Übertrage ich das auf den Bereich der Normen, dann wird die Dimension noch klarer: Wir sprechen hier von einem Geflecht aus sehr allgemeinen Grundnormen (Typ A), international gültigen Standards, nationalen Regelungen, bis hin zu äußerst spezifischen C-Normen.

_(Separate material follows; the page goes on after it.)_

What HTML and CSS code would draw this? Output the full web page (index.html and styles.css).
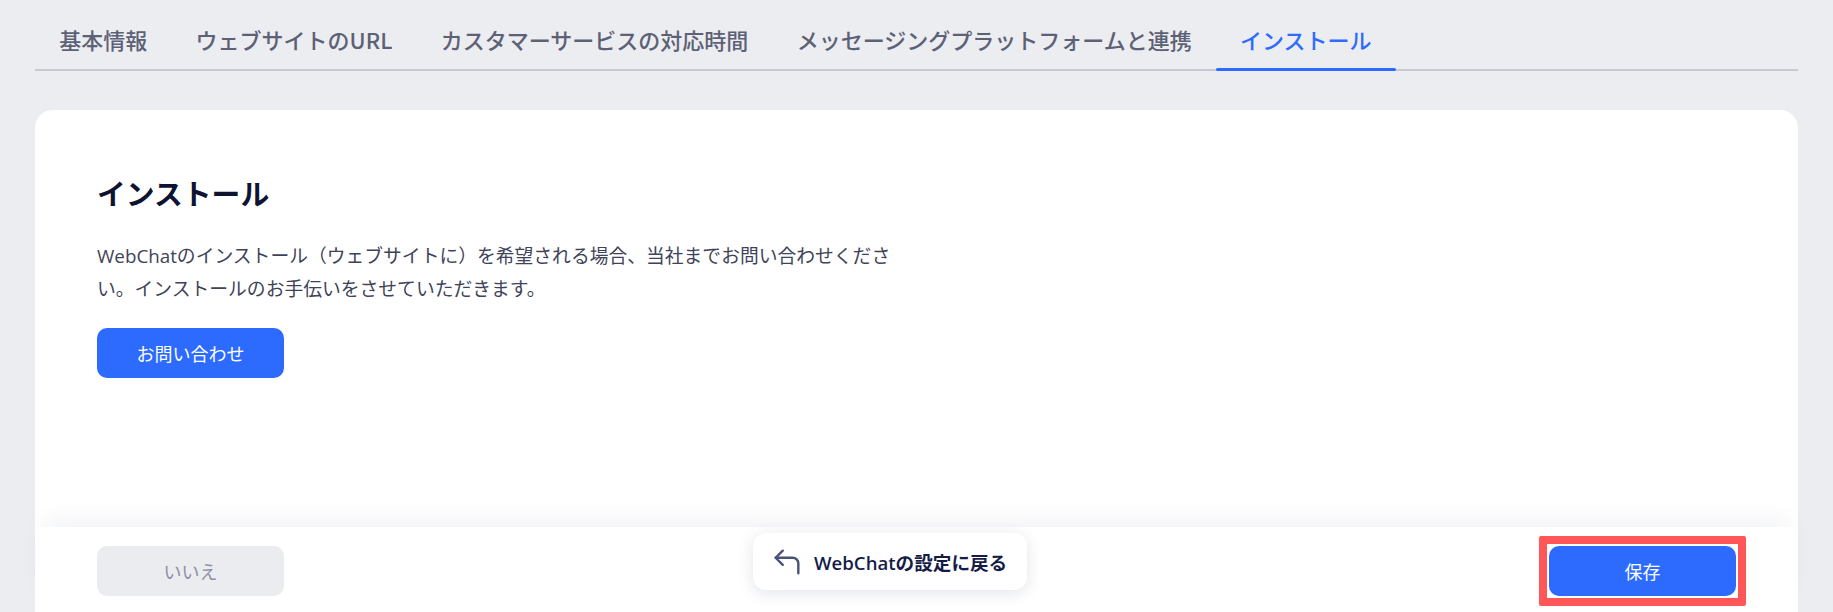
FILE: index.html
```html
<!DOCTYPE html>
<html lang="ja">
<head>
  <meta charset="UTF-8">
  <meta name="viewport" content="width=device-width, initial-scale=1.0">
  <title>インストール</title>
  <link rel="stylesheet" href="styles.css">
</head>
<body>

  <div class="page">
    <!-- Settings tabs -->
    <nav class="tabs">
      <a class="tab">基本情報</a>
      <a class="tab">ウェブサイトのURL</a>
      <a class="tab">カスタマーサービスの対応時間</a>
      <a class="tab">メッセージングプラットフォームと連携</a>
      <a class="tab active">インストール</a>
    </nav>

    <!-- Install card -->
    <div class="card">
      <div class="card-body">
        <h1 class="title">インストール</h1>
        <p class="desc">WebChatのインストール（ウェブサイトに）を希望される場合、当社までお問い合わせください。インストールのお手伝いをさせていただきます。</p>
        <button class="btn btn-primary">お問い合わせ</button>
      </div>

      <div class="card-footer">
        <button class="btn btn-muted">いいえ</button>

        <button class="back-pill">
          <svg class="back-icon" viewBox="0 0 24 24" width="36" height="34">
            <polyline points="9 14 4 9 9 4"></polyline>
            <path d="M20 20v-7a4 4 0 0 0-4-4H4"></path>
          </svg>
          <span>WebChatの設定に戻る</span>
        </button>

        <!-- highlighted save action -->
        <div class="highlight">
          <button class="btn btn-primary">保存</button>
        </div>
      </div>
    </div>
  </div>

</body>
</html>
```

FILE: styles.css
```css
/* General */
body {
  margin: 0;
  background-color: #ecedf1;
  font-family: "Open Sans", "Noto Sans CJK JP", sans-serif;
  overflow: hidden;
}

.page {
  height: 612px;
  padding: 0 35px;
  display: flex;
  flex-direction: column;
}

/* Tabs */
.tabs {
  display: flex;
  border-bottom: 2px solid #c9cad1;
}

.tab {
  position: relative;
  padding: 24px 24.2px 17px;
  margin-bottom: -2px;
  font-family: "Noto Sans CJK JP", sans-serif;
  font-size: 22px;
  font-weight: 500;
  line-height: 30px;
  color: #5d6175;
  cursor: pointer;
}

.tab.active {
  color: #2d6bff;
}

.tab.active::after {
  content: "";
  position: absolute;
  left: 0;
  right: 0;
  bottom: 0;
  height: 3.5px;
  border-radius: 2px;
  background-color: #2d6bff;
}

/* Card */
.card {
  flex: 1;
  margin-top: 39px;
  background: #fff;
  border-radius: 18px 18px 0 0;
  display: flex;
  flex-direction: column;
}

.card-body {
  flex: 1;
  padding: 63px 62px 0;
}

.title {
  margin: 0;
  font-family: "Noto Sans CJK JP", sans-serif;
  font-size: 28.8px;
  font-weight: 700;
  line-height: 40px;
  color: #0d1331;
}

.desc {
  margin: 27px 0 22px;
  max-width: 805px;
  font-size: 18.8px;
  line-height: 33px;
  color: #3f4359;
}

/* Buttons */
.btn {
  width: 187px;
  height: 50px;
  border: none;
  border-radius: 10px;
  font-family: "Open Sans", "Noto Sans CJK JP", sans-serif;
  font-size: 18px;
  cursor: pointer;
}

.btn-primary {
  background-color: #2d6bff;
  color: #fff;
}

.btn-muted {
  background-color: #ebecf0;
  color: #8b8fa3;
}

.highlight {
  margin: -10px;
  padding: 2px;
  border: 8px solid #ff5757;
  border-radius: 2px;
  line-height: 0;
}

/* Footer */
.card-footer {
  position: relative;
  height: 66px;
  padding: 19px 62px 0;
  display: flex;
  justify-content: space-between;
  align-items: flex-start;
  background: #fff;
  box-shadow: 0 -14px 26px -10px rgba(30, 40, 80, 0.07);
}

.back-pill {
  position: absolute;
  left: 718px;
  top: 6px;
  height: 57px;
  display: flex;
  align-items: center;
  gap: 9px;
  padding: 0 20px 0 16px;
  border: none;
  border-radius: 13px;
  background: #fff;
  box-shadow: 0 3px 16px rgba(20, 30, 70, 0.12);
  font-family: "Open Sans", "Noto Sans CJK JP", sans-serif;
  font-size: 18.6px;
  font-weight: 600;
  white-space: nowrap;
  color: #161c48;
  cursor: pointer;
}

.back-icon {
  fill: none;
  stroke: #4b5278;
  stroke-width: 1.7;
  stroke-linecap: round;
  stroke-linejoin: round;
}
```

Alle sind unterschiedlichen Alters, manche überholt, andere brandneu, und alle sollen am Ende widerspruchsfrei zusammenpassen.

Parallel dazu kommt ein zweiter Aspekt: Mit der Forderung nach freiem Zugang (den ich gut und notwendig finde) entzieht man den Normungsorganisationen zugleich ihre bisherige Finanzierungsgrundlage – ein Geschäftsmodell, das über Jahrzehnte quasi monopolartig bestanden hat.

Meine Sorge: Wenn man diese beiden Herausforderungen zusammennimmt – einerseits die schiere Komplexität der Normenlandschaft, andererseits den Umbau der Finanzierungsbasis – dann reicht es nicht mehr aus, bestehende Formulierungen zu „glätten“. Eigentlich müsste man die Sprache, mit der wir Normen definieren, komplett neu denken – fast so, als ob man eine neue „Technik-Sprache“ erfinden müsste, die frei von Zweideutigkeit ist.